Intriguingly, there seemed to be a trend for A/H3N2 that the higher the frequency of common colds, the better the responsiveness. This was observed in both multivariable logistic regression analysis and the rank-sum test. We speculated that the common cold could generate cross-reactive binding antibodies against the influenza vaccine strain, [32] similar to Sealy’s study [33] et al. The study indicated that the pre-existing immunity conferred by an individual’s past exposures to common cold human coronaviruses might influence the body’s control for SARS-CoV-2. [33] The common cold is caused by well-adapted pathogens and is less harmful to their hosts. [34] Therefore, people who often catch a cold have relatively low immunity and are also vulnerable to the influenza virus. Influenza vaccination is necessary for this group of people, who can benefit more from it. However, more research is needed to explore the association between the common cold and the immune response to the influenza vaccines from various aspects, providing more implications for vaccination.

Gender is an important factor affecting the immunogenicity of influenza vaccines. [35] Engler et al. found that women had significantly higher GMT than men in the case of different doses and strains. [36] However, in the current study, only the antibody fold change for B/Victoria showed a significant difference between the male and female participants. In fact, the effect of gender on vaccine immunity is complex. Besides genetic factors, the difference can also be explained through the divergent levels of sex steroid hormones, which are changing with aging. [35] [37] Women seem to lose their immunological advantage after menopause. [35] Therefore, the composition and dosage of influenza vaccines need to be adjusted according to the sex-mediated immunity differences. Future studies need to explore more factors that mediate sex differences in the immune responses deeply and extensively.

This study identified several factors relating to responsiveness to the influenza vaccine and suggested the need for more optimized vaccination strategies for susceptible groups to improve the efficacy of influenza vaccines, which is of great importance for public health. The findings in this study were a supplement to previous studies and may give some new insights into the immunogenicity response to the vaccine. However, there were some limitations in the current study. This study was descriptive, with some participants’ characteristics not collected comprehensively, and we did not perform mechanism studies based on the study cohort. The association between the immune response to different strains and host factors should be certain in the future. It is also necessary to perform larger cohort studies and experiments to explore the underlying mechanisms.

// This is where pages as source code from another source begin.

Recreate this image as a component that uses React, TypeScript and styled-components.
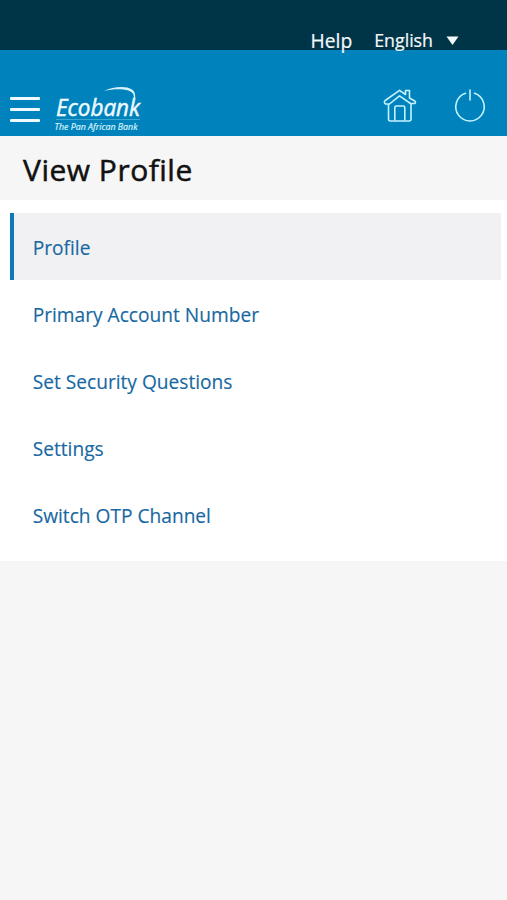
import React from "react";
import styled, { createGlobalStyle } from "styled-components";

const GlobalStyle = createGlobalStyle`
  * { box-sizing: border-box; }
  body { margin: 0; background: #f6f6f6; font-family: "Open Sans", sans-serif; }
`;

const Screen = styled.div`
  min-height: 900px;
  display: flex;
  flex-direction: column;
  background: #f6f6f6;
`;

const UtilityBar = styled.div`
  z-index: 1;
  height: 50px;
  padding: 27px 48px 0 0;
  display: flex;
  justify-content: flex-end;
  align-items: flex-start;
  background: #003548;
  color: #f4fafc;
  line-height: 26px;
  -webkit-text-stroke: 0.2px;
`;

const HelpLink = styled.a`
  padding-top: 1px;
  font-size: 19.3px;
  margin-right: 22px;
`;

const Language = styled.div`
  display: flex;
  align-items: center;
  gap: 13px;
  font-size: 17.8px;
`;

const Header = styled.header`
  height: 86px;
  padding: 0 20px 0 10px;
  display: flex;
  align-items: flex-start;
  background: #0083bd;
`;

const MenuButton = styled.button`
  width: 30px;
  height: 28px;
  margin: 47px 14px 0 0;
  padding: 0;
  border: 0;
  background: none;
  display: flex;
  flex-direction: column;
  gap: 8px;
`;

const MenuLine = styled.span`
  height: 3px;
  flex: none;
  border-radius: 1px;
  background: #eefaff;
`;

const Logo = styled.svg`
  margin-top: 34px;
  flex: none;
`;

const Actions = styled.div`
  margin: 36px 0 0 auto;
  display: flex;
  gap: 34px;
`;

const TitleBar = styled.div`
  height: 64px;
  padding-left: 23px;
  display: flex;
  align-items: center;
`;

const Title = styled.h1`
  margin: 4px 0 0;
  font-size: 30px;
  font-weight: 400;
  letter-spacing: 0.5px;
  line-height: 40px;
  color: #111;
  -webkit-text-stroke: 0.5px #111;
`;

const Menu = styled.nav`
  height: 361px;
  padding: 13px 6px 0 10px;
  background: #fff;
`;

const MenuItem = styled.a<{ $active?: boolean }>`
  height: 67px;
  display: flex;
  align-items: center;
  padding: 2px 0 0 18.7px;
  border-left: 4px solid ${(p) => (p.$active ? "#0c7ab4" : "transparent")};
  background: ${(p) => (p.$active ? "#f1f1f3" : "transparent")};
  color: #1868a2;
  font-size: 19.15px;
  -webkit-text-stroke: 0.15px #1868a2;
`;

const items = ["Profile", "Primary Account Number", "Set Security Questions", "Settings", "Switch OTP Channel"];

export default function App() {
  return (
    <Screen>
      <GlobalStyle />
      <UtilityBar>
        <HelpLink>Help</HelpLink>
        <Language>
          English
          <svg width="13" height="9" viewBox="0 0 13 9"><path d="M.5.5h12L6.5 9z" fill="#f4fafc" /></svg>
        </Language>
      </UtilityBar>
      <Header>
        <MenuButton aria-label="Menu"><MenuLine /><MenuLine /><MenuLine /></MenuButton>
        <Logo width="90" height="50" viewBox="0 0 90 50" overflow="visible">
          <text x="2" y="31.5" textLength="84" lengthAdjust="spacingAndGlyphs" fill="#eefaff" stroke="#eefaff" strokeWidth=".5" fontFamily="Open Sans, sans-serif" fontStyle="italic" fontWeight="400" fontSize="24">Ecobank</text>
          <path d="M50 7C59 2.5 72 1.5 78 5.5c4.5 3 3.5 9 1.5 14 .5-6 1.5-10-3.5-12.3-6-2.7-17-2.4-26-.2z" fill="#d8f2fc" />
          <path d="M2 35.5h84" stroke="#3aa8d0" strokeWidth="1" />
          <text x="0.5" y="46" textLength="83" lengthAdjust="spacingAndGlyphs" fill="#d8f2fc" stroke="#d8f2fc" strokeWidth=".2" fontFamily="Open Sans, sans-serif" fontStyle="italic" fontWeight="400" fontSize="8.8">The Pan African Bank</text>
        </Logo>
        <Actions>
          <svg width="36" height="38" viewBox="0 0 36 38" fill="none" stroke="#c5f2fc" strokeWidth="1.6" strokeLinejoin="round">
            <path d="M5.5 18v15q0 2 2 2H26q2 0 2-2V18M2 17.5c-1-1-.8-2 .2-3L16.5 4.3l6 4.2V4.5h4V12l5.3 3c1 1 .8 2 0 2.5h-4.3L16.5 9.8 6.5 18h-4z" />
            <path d="M11.8 34.5V21.5q0-1.5 1.5-1.5h7q1.5 0 1.5 1.5v13" />
          </svg>
          <svg width="34" height="38" viewBox="0 0 34 38" fill="none" stroke="#c5f2fc" strokeWidth="1.6" strokeLinecap="round">
            <path d="M12.5 7.3a14.2 14.2 0 1 0 9 0M17 4v10" />
          </svg>
        </Actions>
      </Header>
      <TitleBar><Title>View Profile</Title></TitleBar>
      <Menu>
        {items.map((label, i) => <MenuItem key={label} $active={i === 0}>{label}</MenuItem>)}
      </Menu>
    </Screen>
  );
}
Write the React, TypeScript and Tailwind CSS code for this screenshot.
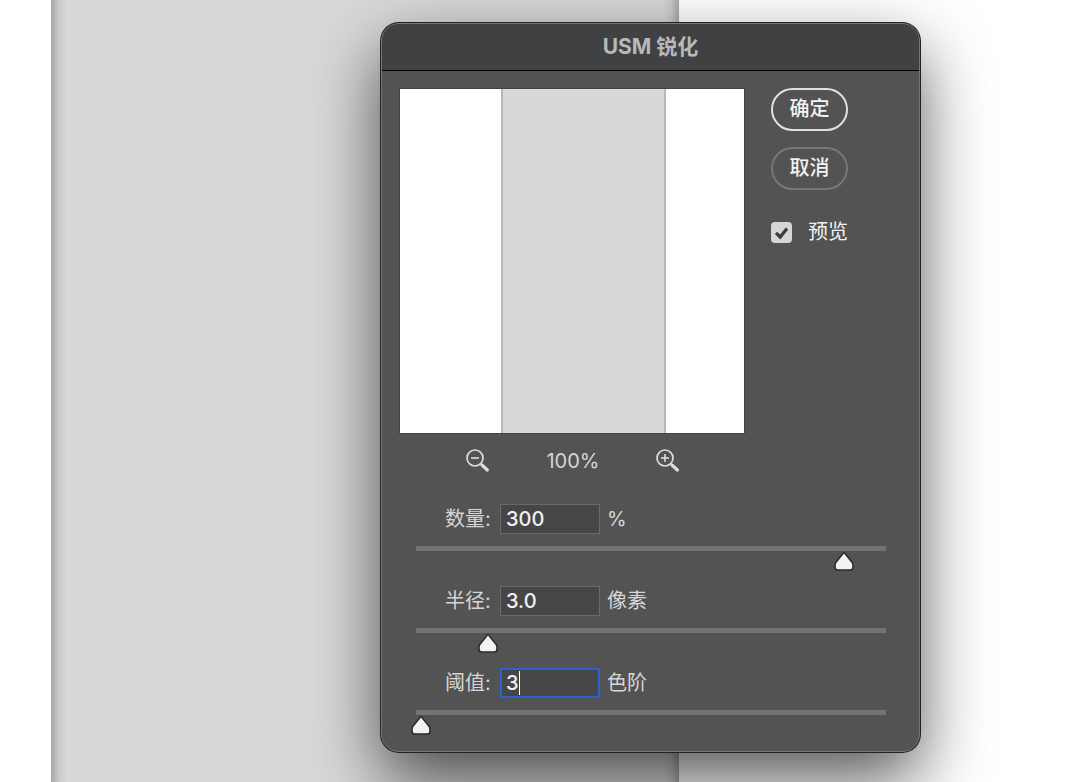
import { useState } from 'react';

interface Field {
    id: string;
    label: string;
    value: string;
    unit: string;
    position: number;
    active?: boolean;
}

const fields: Field[] = [
    { id: 'amount', label: '数量', value: '300', unit: '%', position: 911 },
    { id: 'radius', label: '半径', value: '3.0', unit: '像素', position: 153 },
    { id: 'threshold', label: '阈值', value: '3', unit: '色阶', position: 11, active: true },
];

function ZoomIcon({ plus = false }: { plus?: boolean }) {
    return (
        <svg width="26" height="26" viewBox="0 0 26 26" fill="none" stroke="#dcdcdc">
            <circle cx="10" cy="10" r="8" strokeWidth="1.7" />
            <path d="M6 10h8" strokeWidth="1.6" />
            {plus && <path d="M10 6v8" strokeWidth="1.6" />}
            <path d="M15.8 15.8l2.2 2.2" strokeWidth="2" />
            <path d="M17.2 17.2l5.2 4.8" strokeWidth="3.2" strokeLinecap="round" />
        </svg>
    );
}

function SliderField({ field }: { field: Field }) {
    const [position, setPosition] = useState(field.position);

    return (
        <div>
            <div className="ml-[29px] flex h-[30px] items-center">
                <label htmlFor={field.id} className="w-[55px]">
                    {field.label}:
                </label>
                <div className="relative">
                    <input
                        id={field.id}
                        type="text"
                        defaultValue={field.value}
                        className={`block h-[30px] w-[100px] bg-[#464646] text-[20px] font-medium text-[#f0f0f0] outline-none ${
                            field.active
                                ? 'border-2 border-[#2b62d1] px-1'
                                : 'border border-[#696969] px-[5px]'
                        }`}
                    />
                    {field.active && (
                        <span className="pointer-events-none absolute top-[3px] left-[19px] h-6 w-px bg-white" />
                    )}
                </div>
                <label htmlFor={`${field.id}-slider`} className="ml-[7px]">
                    {field.unit}
                </label>
            </div>
            <div className="relative mt-3 h-[40px]">
                <div className="h-[5px] bg-[#737373]" />
                <svg
                    className="absolute top-[5px] -translate-x-1/2"
                    style={{ left: `${position / 10}%` }}
                    width="20"
                    height="20"
                    viewBox="0 0 20 20"
                >
                    <path
                        d="M10 1.3L18 11.2Q19 12.4 19 14V16.2Q19 19 16.2 19H3.8Q1 19 1 16.2V14Q1 12.4 2 11.2Z"
                        fill="#f2f2f2"
                        stroke="#2c2c2c"
                        strokeWidth="1.6"
                        strokeLinejoin="round"
                    />
                </svg>
                <input
                    id={`${field.id}-slider`}
                    type="range"
                    min={0}
                    max={1000}
                    value={position}
                    onChange={(e) => setPosition(Number(e.target.value))}
                    className="absolute inset-x-0 top-0 h-6 w-full cursor-pointer opacity-0"
                />
            </div>
        </div>
    );
}

function PreviewPane() {
    return (
        <div className="flex h-[346px] w-[346px] border border-[#444444] bg-white">
            <div className="ml-[101px] w-[165px] border-x-2 border-[#b8b8b8] bg-[#d8d8d8]" />
        </div>
    );
}

export default function App() {
    const [preview, setPreview] = useState(true);

    return (
        <div className="relative flex min-h-screen overflow-hidden bg-white font-['Inter','Noto_Sans_CJK_SC',sans-serif] text-[20px] leading-[30px] text-[#d6d6d6]">
            {/* grey strip with soft darker edges on both sides */}
            <div className="ml-[51px] flex w-[628px] justify-between bg-[#d8d8d8]">
                <div className="w-4 bg-linear-to-r from-[#a8a8a8] via-[#cbcbcb] to-[#d8d8d8]" />
                <div className="w-4 bg-linear-to-l from-[#a8a8a8] via-[#cbcbcb] to-[#d8d8d8]" />
            </div>

            <div
                role="dialog"
                aria-labelledby="dialog-title"
                className="absolute top-[23px] left-[381px] w-[539px] overflow-hidden rounded-[18px] border border-[#777777] bg-[#535353] pb-px shadow-[0_0_0_1px_#222222,0_28px_68px_0_rgba(0,0,0,0.66)]"
            >
                <header className="flex h-[47px] items-center justify-center border-b border-black bg-[#404143]">
                    <h1 id="dialog-title" className="text-[21px] font-bold text-[#b7b8b9]">
                        USM 锐化
                    </h1>
                </header>

                <div className="flex gap-[26px] pt-[17px] pl-[17px]">
                    <div>
                        <PreviewPane />
                        <div className="mt-3 flex items-center justify-between pr-16 pl-[66px]">
                            <button type="button" aria-label="缩小">
                                <ZoomIcon />
                            </button>
                            <span>100%</span>
                            <button type="button" aria-label="放大">
                                <ZoomIcon plus />
                            </button>
                        </div>
                    </div>

                    <div className="flex flex-col items-start text-[#f2f2f2]">
                        <button
                            type="button"
                            className="h-[43px] w-[77px] rounded-full border-2 border-[#e0e0e0] pb-px font-medium"
                        >
                            确定
                        </button>
                        <button
                            type="button"
                            className="mt-4 h-[43px] w-[77px] rounded-full border-2 border-[#777777] pb-px font-medium"
                        >
                            取消
                        </button>
                        <label className="mt-[27px] flex items-center gap-4">
                            <span className="relative flex">
                                <input
                                    type="checkbox"
                                    checked={preview}
                                    onChange={(e) => setPreview(e.target.checked)}
                                    className="size-[21px] appearance-none rounded-[4px] bg-[#d6d6d6]"
                                />
                                {preview && (
                                    <svg
                                        className="pointer-events-none absolute inset-0"
                                        width="21"
                                        height="21"
                                        viewBox="0 0 21 21"
                                        fill="none"
                                    >
                                        <path d="M5 10.8l4.2 4.2L16 6.5" stroke="#3c3c3c" strokeWidth="3.2" />
                                    </svg>
                                )}
                            </span>
                            预览
                        </label>
                    </div>
                </div>

                <div className="mt-7 flex flex-col pr-[33px] pl-[34px]">
                    {fields.map((field) => (
                        <SliderField key={field.id} field={field} />
                    ))}
                </div>
            </div>
        </div>
    );
}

The updated position paper on the use of seasonal influenza vaccines published by WHO recommended that older adults, children, health workers, pregnant women, and individuals with comorbidities and underlying conditions be prioritized as target groups. [38] In the future, it is of significance to increase vaccination rates for these vulnerable populations and optimize vaccine components and vaccination strategies to improve vaccine efficacy and reduce the morbidity, mortality, and disease burden associated with influenza.

Conclusions

This study explored the factors associated with the immune response to influenza vaccines in China. The results showed that repeated vaccination, health condition, age, and frequency of colds were important factors affecting the immunogenicity responses to influenza vaccines. The results may provide supporting data for identifying low responders and optimizing the vaccination strategies to improve the effectiveness of influenza vaccines in human.